MODERN VERSIONS OF DICK AND JANE

Books Choose Malawi Over the Recycling Bins

Thorntown, Indiana … From the 1930s to the 1960s Dick and Jane were the main fictitious characters used in basic readers to teach children to read in the United States. The names Dick and Jane grew to represent learning in the classroom. While not featured in a series of school book illustrations, two Indiana couples are playing the part of a modern-day Dick and Jane in order to teach Malawi children how to read. Not the text, as in the case of Dick and Jane, but they are focused on the textbooks themselves. They are Theresa and Marvin Hayden, and Doug and Sheila McDonald, both from near Thorntown, Indiana.

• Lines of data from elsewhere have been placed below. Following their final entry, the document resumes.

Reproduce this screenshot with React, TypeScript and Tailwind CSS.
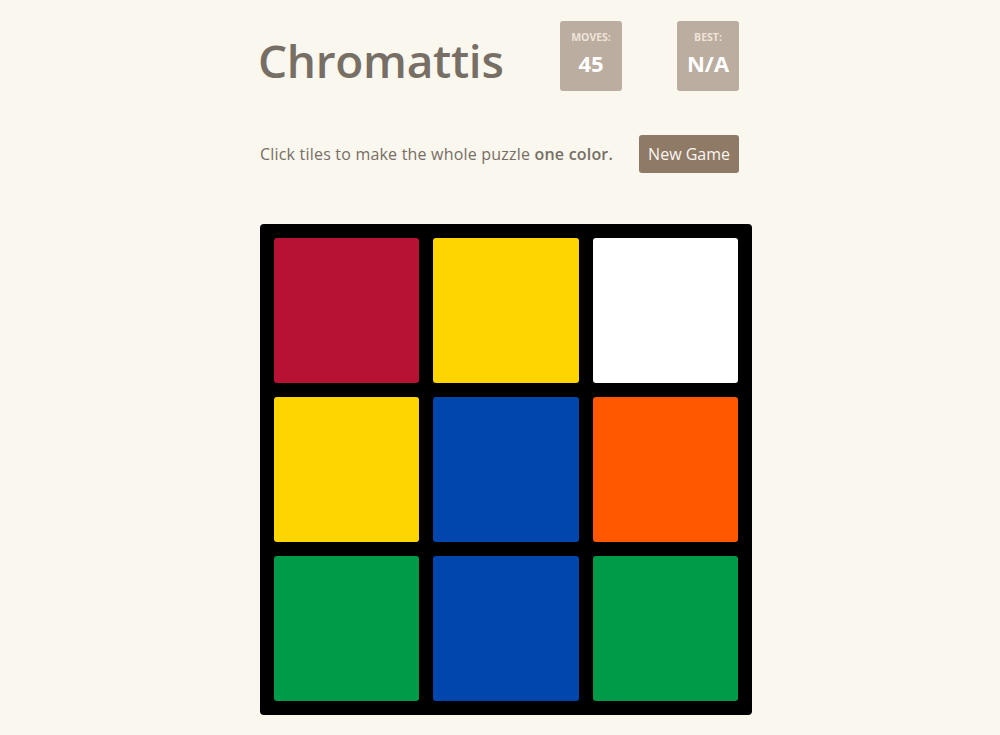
import React from 'react';

const COLORS: Record<string, string> = {
  red: 'bg-[#b71234]',
  yellow: 'bg-[#ffd500]',
  white: 'bg-white',
  blue: 'bg-[#0046ad]',
  orange: 'bg-[#ff5800]',
  green: 'bg-[#009b48]',
};

const tiles = ['red', 'yellow', 'white', 'yellow', 'blue', 'orange', 'green', 'blue', 'green'];

const ScoreBox: React.FC<{ label: string; value: string }> = ({ label, value }) => (
  <div className="w-[62px] h-[70px] bg-[#bbada0] rounded-[3px] flex flex-col items-center pt-[11px]">
    <span className="text-[10.5px] font-bold uppercase text-[#eee4da] leading-none">{label}</span>
    <span className="text-[22px] font-bold text-white leading-none mt-[9px]">{value}</span>
  </div>
);

const App: React.FC = () => {
  return (
    <div
      className="min-h-screen bg-[#faf7ee] text-[#776e65]"
      style={{ fontFamily: '"Open Sans", "Liberation Sans", sans-serif' }}
    >
      <div className="w-[479px] ml-[260px] pt-[21px]">
        {/* Header */}
        <div className="flex items-start">
          <h1 className="text-[46px] font-semibold leading-none mt-[16px] tracking-[-0.3px] -ml-[2px]">Chromattis</h1>
          <div className="ml-auto flex gap-[55px]">
            <ScoreBox label="Moves:" value="45" />
            <ScoreBox label="Best:" value="N/A" />
          </div>
        </div>

        {/* Intro */}
        <div className="flex items-center mt-[44px]">
          <p className="text-[16px] tracking-[0.2px]">
            Click tiles to make the whole puzzle <strong className="font-semibold">one color.</strong>
          </p>
          <button className="ml-auto h-[38px] px-[9px] bg-[#8f7a66] text-[#f9f6f2] text-[16px] rounded-[3px]">
            New Game
          </button>
        </div>

        {/* Board */}
        <div className="mt-[51px] w-[492px] h-[491px] bg-black rounded-[4px] p-[14px] grid grid-cols-3 gap-[14px]">
          {tiles.map((c, i) => (
            <div key={i} className={`${COLORS[c]} rounded-[3px]`} />
          ))}
        </div>
      </div>
    </div>
  );
};

export default App;
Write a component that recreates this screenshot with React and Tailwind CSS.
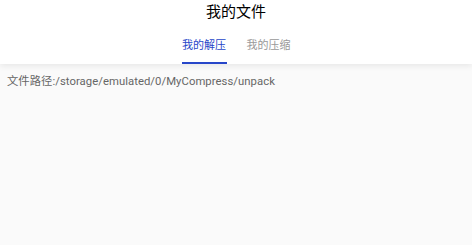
export default function App() {
  const font = { fontFamily: '"Roboto", "Noto Sans CJK SC", sans-serif' };
  return (
    <div className="h-[245px] w-full bg-[#fafafa] overflow-hidden" style={font}>
      <div className="relative bg-white shadow-[0_2px_6px_rgba(0,0,0,0.08)]">
        <div className="h-[25px] flex items-center justify-center text-[15px] text-black">我的文件</div>
        <div className="h-[39px] flex justify-center gap-[20px]">
          <div className="flex flex-col items-center justify-end">
            <span className="text-[11px] text-[#2746c9] leading-none mb-[11px]">我的解压</span>
            <div className="h-[2px] w-[45px] bg-[#2746c9]" />
          </div>
          <div className="flex flex-col items-center justify-end">
            <span className="text-[11px] text-[#999] leading-none mb-[13px]">我的压缩</span>
          </div>
        </div>
      </div>
      <div className="px-[7px] pt-[12px] text-[11.3px] tracking-[0.05px] text-[#666] leading-none">
        文件路径:/storage/emulated/0/MyCompress/unpack
      </div>
    </div>
  );
}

Here is how they, and the staff from two schools, are helping children to learn to read.

 

Although Theresa has retired from the Indianapolis school system, she has a daughter-in-law, Abby Hayden, who is the Vice-Assistant Principal at the elementary school in Thorntown, Indiana. The school made a large donation of books last year, avoiding their demise in the recycling bins, so the idea of sending books to Malawi was not new. Theresa called on Abby to help, and Abby talked with Pam Taylor the principal. Together they rallied the staff at the school. Doug and Sheila arrived with a large trailer, and with the help of custodians, staff, and grandchildren, the trailer was quickly loaded. Language arts books for grades 1 to 6 will now help Malawi children rather than ending their careers in the recycling bin.

 

The first stop was the Thorntown Elementary School. Next, they moved to the Granville Wells School and repeated the process. At the end of the day, two trailer loads of books reached the storage warehouse to await shipment to Malawi.

 

Thanks to a group of modern-day Dick and Jane’s, the books will continue to enjoy a long and prosperous life helping children in Central Africa.